Entries provided |
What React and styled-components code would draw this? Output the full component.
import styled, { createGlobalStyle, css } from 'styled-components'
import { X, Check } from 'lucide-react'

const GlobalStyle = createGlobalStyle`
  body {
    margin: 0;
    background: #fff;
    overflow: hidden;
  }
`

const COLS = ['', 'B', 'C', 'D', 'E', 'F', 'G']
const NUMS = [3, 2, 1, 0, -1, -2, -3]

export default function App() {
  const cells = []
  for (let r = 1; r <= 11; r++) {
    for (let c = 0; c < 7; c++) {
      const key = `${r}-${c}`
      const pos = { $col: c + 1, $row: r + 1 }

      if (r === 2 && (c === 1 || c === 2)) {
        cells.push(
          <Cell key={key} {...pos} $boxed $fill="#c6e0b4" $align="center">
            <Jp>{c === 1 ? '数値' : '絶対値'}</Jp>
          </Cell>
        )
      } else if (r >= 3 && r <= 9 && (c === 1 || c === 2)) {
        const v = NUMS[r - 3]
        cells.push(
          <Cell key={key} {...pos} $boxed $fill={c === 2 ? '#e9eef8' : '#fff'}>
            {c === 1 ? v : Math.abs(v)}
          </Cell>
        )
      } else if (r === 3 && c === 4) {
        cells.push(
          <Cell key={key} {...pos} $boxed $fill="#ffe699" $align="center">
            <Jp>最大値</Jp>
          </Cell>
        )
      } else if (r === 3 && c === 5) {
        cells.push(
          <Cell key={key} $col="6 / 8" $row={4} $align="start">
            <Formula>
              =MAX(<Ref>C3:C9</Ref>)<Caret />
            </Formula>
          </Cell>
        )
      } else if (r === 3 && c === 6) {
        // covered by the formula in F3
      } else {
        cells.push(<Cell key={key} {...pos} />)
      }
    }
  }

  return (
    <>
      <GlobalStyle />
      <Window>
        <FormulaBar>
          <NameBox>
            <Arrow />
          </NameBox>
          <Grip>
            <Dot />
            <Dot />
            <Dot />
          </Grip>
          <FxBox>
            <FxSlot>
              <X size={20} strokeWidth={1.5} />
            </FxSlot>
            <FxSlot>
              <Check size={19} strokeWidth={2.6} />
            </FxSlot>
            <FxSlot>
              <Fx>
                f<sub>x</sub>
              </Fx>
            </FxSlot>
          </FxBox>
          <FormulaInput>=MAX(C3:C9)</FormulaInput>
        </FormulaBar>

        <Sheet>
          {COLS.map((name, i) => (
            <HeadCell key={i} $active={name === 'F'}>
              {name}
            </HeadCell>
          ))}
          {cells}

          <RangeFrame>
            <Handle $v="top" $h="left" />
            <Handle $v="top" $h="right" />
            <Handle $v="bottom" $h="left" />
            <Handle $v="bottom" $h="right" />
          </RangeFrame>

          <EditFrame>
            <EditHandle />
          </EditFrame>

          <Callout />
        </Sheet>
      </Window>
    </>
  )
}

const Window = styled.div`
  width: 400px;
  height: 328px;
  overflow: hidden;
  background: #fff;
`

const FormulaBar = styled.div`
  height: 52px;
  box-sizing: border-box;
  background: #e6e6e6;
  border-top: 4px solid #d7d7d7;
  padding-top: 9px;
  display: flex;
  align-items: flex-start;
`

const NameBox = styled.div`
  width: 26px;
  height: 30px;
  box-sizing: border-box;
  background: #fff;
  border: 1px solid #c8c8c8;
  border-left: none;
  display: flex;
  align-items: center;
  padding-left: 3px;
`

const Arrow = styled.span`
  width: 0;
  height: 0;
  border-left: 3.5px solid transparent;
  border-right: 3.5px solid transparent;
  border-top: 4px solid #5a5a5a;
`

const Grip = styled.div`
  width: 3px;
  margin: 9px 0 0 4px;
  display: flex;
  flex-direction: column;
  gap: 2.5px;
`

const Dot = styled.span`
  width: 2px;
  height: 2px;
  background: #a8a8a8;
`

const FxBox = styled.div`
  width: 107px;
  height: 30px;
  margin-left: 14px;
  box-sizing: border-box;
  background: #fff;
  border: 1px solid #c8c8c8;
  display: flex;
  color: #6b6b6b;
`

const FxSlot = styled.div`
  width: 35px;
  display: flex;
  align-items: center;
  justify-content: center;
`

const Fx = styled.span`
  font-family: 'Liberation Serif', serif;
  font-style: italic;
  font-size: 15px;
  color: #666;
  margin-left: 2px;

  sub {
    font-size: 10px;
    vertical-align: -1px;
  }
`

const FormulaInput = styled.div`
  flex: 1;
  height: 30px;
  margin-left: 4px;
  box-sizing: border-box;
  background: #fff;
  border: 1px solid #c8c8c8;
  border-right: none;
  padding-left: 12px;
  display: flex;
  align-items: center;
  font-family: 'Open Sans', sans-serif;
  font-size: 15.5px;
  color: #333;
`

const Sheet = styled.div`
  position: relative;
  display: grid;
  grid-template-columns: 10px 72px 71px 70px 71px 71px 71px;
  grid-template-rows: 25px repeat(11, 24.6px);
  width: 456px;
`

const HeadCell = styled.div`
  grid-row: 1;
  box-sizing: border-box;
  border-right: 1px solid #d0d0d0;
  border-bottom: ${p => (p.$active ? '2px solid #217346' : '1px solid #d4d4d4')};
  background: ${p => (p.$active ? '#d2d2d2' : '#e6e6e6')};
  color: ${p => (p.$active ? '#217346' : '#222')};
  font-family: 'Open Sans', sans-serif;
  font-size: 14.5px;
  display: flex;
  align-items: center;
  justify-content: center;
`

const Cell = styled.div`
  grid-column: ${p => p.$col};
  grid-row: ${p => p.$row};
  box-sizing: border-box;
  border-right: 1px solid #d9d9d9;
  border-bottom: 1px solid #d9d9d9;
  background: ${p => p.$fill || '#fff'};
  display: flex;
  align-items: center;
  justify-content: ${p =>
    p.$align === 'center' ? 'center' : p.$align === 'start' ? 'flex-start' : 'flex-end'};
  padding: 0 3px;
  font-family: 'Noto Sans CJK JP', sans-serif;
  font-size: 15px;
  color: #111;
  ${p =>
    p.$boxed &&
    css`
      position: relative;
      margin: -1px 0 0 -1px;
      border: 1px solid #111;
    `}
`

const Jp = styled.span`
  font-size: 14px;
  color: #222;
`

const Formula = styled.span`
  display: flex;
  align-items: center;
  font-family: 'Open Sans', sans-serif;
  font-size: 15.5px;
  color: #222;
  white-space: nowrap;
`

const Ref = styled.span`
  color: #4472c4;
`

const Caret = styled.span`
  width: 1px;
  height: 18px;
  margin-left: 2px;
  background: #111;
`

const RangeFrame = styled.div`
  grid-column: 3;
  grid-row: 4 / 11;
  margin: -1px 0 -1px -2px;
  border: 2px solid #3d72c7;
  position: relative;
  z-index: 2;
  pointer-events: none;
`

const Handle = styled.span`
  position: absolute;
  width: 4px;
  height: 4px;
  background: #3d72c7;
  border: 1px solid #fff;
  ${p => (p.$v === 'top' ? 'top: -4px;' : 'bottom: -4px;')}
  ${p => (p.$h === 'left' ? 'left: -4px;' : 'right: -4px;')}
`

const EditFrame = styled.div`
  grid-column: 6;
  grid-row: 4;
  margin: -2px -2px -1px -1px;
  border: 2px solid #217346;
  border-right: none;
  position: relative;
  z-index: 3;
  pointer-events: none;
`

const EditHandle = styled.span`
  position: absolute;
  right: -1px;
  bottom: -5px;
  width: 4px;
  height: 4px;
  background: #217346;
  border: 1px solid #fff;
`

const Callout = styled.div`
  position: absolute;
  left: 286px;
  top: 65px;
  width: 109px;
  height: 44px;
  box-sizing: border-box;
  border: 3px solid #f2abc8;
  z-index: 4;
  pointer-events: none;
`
...
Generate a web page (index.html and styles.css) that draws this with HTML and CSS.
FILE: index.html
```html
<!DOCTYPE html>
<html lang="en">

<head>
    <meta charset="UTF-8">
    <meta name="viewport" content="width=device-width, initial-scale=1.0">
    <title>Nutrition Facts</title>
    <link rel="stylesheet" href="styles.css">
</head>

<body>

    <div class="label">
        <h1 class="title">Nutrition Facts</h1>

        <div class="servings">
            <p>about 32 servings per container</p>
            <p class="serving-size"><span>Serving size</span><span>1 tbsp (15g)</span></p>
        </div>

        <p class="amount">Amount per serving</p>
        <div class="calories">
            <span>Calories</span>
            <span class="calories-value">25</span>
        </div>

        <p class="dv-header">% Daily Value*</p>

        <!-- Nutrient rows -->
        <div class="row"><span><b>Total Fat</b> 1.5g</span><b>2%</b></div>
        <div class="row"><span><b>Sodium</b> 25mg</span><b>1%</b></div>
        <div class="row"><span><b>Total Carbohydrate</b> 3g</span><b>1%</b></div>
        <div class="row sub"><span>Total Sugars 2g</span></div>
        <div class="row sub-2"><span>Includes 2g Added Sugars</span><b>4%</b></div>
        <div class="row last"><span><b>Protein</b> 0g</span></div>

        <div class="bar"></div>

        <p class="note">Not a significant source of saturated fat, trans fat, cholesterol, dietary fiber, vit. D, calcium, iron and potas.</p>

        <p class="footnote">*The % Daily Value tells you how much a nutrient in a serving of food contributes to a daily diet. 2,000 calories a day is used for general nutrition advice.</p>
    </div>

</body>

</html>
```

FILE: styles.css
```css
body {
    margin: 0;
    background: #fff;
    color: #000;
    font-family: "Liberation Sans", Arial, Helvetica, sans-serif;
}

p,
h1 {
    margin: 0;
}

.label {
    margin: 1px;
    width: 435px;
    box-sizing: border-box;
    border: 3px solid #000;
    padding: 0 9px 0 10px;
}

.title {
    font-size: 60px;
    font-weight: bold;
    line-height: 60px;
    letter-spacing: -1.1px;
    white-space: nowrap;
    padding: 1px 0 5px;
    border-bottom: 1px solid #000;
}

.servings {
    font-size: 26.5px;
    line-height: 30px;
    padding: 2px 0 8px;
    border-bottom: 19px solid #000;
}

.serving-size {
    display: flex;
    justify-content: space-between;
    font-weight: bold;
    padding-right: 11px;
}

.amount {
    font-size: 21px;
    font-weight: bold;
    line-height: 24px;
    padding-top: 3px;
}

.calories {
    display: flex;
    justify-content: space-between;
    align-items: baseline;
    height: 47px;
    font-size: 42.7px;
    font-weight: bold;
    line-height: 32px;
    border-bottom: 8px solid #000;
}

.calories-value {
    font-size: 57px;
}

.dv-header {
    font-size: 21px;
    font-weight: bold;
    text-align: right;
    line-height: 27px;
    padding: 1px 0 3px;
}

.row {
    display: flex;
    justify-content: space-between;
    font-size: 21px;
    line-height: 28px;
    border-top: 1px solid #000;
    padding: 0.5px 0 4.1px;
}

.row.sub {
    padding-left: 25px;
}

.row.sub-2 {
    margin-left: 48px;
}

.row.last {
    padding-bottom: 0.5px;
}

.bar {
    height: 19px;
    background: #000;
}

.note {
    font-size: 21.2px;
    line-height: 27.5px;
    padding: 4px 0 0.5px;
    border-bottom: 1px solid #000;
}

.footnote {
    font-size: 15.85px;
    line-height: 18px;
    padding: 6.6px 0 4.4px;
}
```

The task |
Return exactly, and only, the lines from the one containing "What React and" down to the one containing "1, $row: r +", with both of those lines included.

Answer to the problem |
What React and styled-components code would draw this? Output the full component.
import styled, { createGlobalStyle, css } from 'styled-components'
import { X, Check } from 'lucide-react'

const GlobalStyle = createGlobalStyle`
  body {
    margin: 0;
    background: #fff;
    overflow: hidden;
  }
`

const COLS = ['', 'B', 'C', 'D', 'E', 'F', 'G']
const NUMS = [3, 2, 1, 0, -1, -2, -3]

export default function App() {
  const cells = []
  for (let r = 1; r <= 11; r++) {
    for (let c = 0; c < 7; c++) {
      const key = `${r}-${c}`
      const pos = { $col: c + 1, $row: r + 1 }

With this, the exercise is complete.